Dal punto di vista della psicologia, questo approccio rappresenta una risposta concreta alla crisi di replicazione. Non ci limitiamo a verificare associazioni statistiche, ma costruiamo modelli espliciti dei processi psicologici, li testiamo sui dati e li confrontiamo in termini di capacità predittiva. È un metodo che promuove trasparenza, apertura alla revisione e cumulatività, tutti elementi essenziali per rafforzare le basi empiriche della disciplina.

Riflessioni conclusive

Con il workflow bayesiano abbiamo completato il nostro percorso introduttivo all’inferenza bayesiana.

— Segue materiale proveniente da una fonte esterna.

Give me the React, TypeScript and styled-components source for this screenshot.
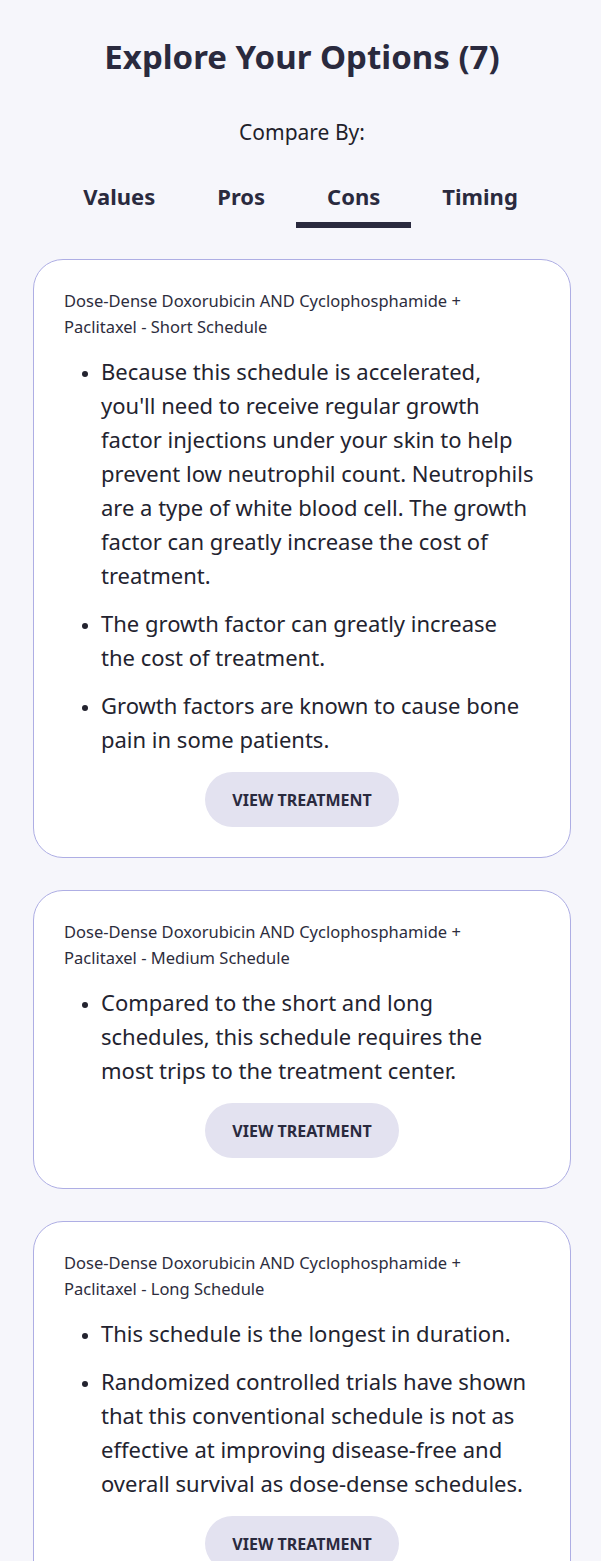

Abbiamo visto che non si tratta solo di imparare un nuovo insieme di tecniche, ma di adottare una prospettiva diversa sul rapporto tra teoria, dati e analisi statistica.

Il valore di questo approccio non sta soltanto nei dettagli tecnici, ma nel modo in cui ci spinge a pensare: ogni modello è un’ipotesi esplicita, ogni analisi è trasparente e riproducibile, ogni risultato è accompagnato da una valutazione critica della sua incertezza e della sua plausibilità.

Nei capitoli successivi vedremo come applicare questi principi a casi specifici e a modelli più articolati. Il workflow bayesiano rimarrà il filo conduttore: un metodo iterativo e riflessivo che ci guida nel costruire conoscenza scientifica solida, cumulativa e capace di rispondere alle sfide della psicologia contemporanea.

Bibliografia

Blei, D. M. (2014). Build, compute, critique, repeat: Data analysis with latent variable models. Annual Review of Statistics and Its Application, 1(1), 203–232.